*What is required*. Identify each line containing the word "this" and copy it.

*Available records*.

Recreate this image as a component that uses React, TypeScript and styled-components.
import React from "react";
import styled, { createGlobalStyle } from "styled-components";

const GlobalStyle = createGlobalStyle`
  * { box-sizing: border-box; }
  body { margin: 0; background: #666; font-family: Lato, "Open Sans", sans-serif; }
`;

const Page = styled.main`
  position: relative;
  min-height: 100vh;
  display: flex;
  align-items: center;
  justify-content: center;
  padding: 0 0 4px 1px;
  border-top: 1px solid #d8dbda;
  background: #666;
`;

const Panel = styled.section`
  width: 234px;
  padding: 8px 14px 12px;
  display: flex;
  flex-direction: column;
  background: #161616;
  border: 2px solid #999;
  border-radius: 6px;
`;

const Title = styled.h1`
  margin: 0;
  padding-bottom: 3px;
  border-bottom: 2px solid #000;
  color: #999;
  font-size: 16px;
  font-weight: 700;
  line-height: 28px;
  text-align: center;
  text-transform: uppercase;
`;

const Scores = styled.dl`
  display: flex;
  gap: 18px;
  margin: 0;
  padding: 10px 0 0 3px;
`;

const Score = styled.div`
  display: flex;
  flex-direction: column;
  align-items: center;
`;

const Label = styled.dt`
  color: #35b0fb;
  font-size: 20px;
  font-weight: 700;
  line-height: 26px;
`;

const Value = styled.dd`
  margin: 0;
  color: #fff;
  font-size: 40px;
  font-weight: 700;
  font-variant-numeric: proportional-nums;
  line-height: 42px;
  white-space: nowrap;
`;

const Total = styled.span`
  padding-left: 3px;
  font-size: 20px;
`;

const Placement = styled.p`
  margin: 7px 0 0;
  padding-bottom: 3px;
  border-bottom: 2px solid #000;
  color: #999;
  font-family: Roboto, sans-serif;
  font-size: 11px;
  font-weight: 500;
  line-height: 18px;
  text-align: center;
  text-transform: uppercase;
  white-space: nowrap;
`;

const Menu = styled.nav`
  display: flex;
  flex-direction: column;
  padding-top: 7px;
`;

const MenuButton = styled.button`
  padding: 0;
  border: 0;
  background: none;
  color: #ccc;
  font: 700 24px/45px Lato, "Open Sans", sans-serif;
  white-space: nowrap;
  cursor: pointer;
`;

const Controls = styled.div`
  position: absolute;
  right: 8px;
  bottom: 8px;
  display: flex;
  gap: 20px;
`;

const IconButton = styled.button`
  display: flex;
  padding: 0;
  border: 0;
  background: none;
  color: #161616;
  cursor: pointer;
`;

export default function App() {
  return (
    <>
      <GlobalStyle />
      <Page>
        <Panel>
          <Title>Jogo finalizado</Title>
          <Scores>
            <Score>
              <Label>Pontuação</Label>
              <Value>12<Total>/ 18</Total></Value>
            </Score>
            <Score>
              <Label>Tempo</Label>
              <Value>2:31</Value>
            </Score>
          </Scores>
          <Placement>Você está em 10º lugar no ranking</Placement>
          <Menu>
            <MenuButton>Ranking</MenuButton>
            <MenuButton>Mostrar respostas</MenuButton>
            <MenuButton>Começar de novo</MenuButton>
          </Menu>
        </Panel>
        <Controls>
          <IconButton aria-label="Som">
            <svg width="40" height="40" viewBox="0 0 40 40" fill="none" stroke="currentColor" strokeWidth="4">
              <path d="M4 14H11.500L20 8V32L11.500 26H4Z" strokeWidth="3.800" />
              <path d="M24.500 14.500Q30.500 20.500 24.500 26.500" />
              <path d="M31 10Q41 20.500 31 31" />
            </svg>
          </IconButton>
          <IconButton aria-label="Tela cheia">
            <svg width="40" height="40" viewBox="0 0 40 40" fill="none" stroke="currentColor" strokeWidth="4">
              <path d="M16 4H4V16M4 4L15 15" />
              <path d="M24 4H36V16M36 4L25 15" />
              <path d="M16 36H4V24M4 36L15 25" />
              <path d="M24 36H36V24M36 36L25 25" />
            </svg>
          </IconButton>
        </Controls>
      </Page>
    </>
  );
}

==

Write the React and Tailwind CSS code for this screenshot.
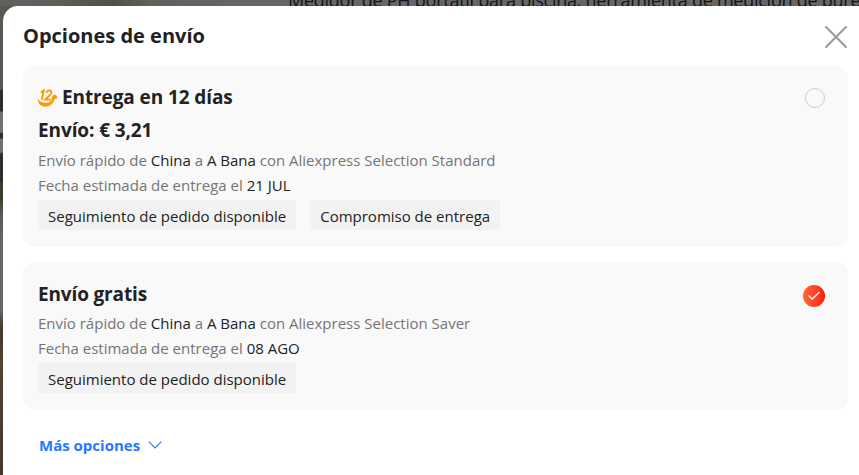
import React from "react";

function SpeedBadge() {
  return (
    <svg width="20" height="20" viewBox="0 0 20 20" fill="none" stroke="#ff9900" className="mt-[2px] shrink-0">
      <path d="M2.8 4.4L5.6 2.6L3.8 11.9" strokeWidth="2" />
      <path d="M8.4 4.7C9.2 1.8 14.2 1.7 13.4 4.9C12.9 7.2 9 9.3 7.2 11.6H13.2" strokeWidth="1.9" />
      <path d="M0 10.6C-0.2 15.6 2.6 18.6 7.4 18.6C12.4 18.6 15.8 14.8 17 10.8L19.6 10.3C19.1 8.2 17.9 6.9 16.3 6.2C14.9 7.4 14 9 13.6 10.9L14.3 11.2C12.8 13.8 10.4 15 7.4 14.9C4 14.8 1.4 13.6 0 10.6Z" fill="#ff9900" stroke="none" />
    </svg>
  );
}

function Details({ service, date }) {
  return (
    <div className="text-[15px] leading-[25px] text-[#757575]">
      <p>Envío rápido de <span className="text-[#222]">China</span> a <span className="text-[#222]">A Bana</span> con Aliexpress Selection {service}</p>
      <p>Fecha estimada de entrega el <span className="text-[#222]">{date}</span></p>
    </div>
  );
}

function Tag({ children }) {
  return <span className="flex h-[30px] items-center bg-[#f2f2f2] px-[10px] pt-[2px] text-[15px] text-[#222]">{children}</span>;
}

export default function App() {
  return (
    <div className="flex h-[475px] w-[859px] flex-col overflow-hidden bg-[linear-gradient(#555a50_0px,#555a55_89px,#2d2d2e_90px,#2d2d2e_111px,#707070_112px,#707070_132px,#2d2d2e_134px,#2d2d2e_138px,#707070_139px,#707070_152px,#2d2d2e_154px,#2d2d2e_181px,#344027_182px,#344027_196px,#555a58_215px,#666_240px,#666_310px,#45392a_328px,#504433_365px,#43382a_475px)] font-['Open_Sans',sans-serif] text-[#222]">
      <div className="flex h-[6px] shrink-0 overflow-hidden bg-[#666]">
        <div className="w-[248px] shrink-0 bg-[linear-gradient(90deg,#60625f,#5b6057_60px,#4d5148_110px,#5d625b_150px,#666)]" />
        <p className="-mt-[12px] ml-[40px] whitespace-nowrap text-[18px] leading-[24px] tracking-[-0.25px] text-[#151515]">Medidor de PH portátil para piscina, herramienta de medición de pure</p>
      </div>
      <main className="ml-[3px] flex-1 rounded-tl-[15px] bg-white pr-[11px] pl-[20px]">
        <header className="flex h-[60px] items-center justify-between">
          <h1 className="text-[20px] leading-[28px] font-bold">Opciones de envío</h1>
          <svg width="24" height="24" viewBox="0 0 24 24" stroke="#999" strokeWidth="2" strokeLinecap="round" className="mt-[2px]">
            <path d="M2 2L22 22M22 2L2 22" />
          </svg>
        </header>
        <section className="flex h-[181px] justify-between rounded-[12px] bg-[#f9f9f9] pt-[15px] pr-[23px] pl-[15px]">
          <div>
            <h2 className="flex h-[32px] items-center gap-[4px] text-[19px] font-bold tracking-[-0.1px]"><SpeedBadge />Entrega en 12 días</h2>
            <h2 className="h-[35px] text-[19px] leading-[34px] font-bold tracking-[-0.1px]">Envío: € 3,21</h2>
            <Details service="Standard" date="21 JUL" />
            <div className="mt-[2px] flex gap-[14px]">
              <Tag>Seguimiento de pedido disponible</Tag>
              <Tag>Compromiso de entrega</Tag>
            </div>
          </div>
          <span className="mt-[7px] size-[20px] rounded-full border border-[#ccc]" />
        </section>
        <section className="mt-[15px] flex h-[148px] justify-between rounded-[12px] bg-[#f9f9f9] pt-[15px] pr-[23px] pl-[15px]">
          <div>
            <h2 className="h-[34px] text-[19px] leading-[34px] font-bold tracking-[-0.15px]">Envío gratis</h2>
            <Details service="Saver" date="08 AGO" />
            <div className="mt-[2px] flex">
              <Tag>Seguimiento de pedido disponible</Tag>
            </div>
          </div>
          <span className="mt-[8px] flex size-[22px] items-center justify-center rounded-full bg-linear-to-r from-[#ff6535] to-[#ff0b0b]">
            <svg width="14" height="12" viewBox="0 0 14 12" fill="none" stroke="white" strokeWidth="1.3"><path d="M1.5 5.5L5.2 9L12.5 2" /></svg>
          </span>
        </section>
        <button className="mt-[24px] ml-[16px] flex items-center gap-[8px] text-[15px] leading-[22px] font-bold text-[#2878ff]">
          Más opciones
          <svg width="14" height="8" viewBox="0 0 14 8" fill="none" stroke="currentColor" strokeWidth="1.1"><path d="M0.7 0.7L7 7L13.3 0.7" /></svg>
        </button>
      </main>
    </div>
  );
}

*Answer in full*.
Recreate this image as a component that uses React, TypeScript and styled-components.
Write the React and Tailwind CSS code for this screenshot.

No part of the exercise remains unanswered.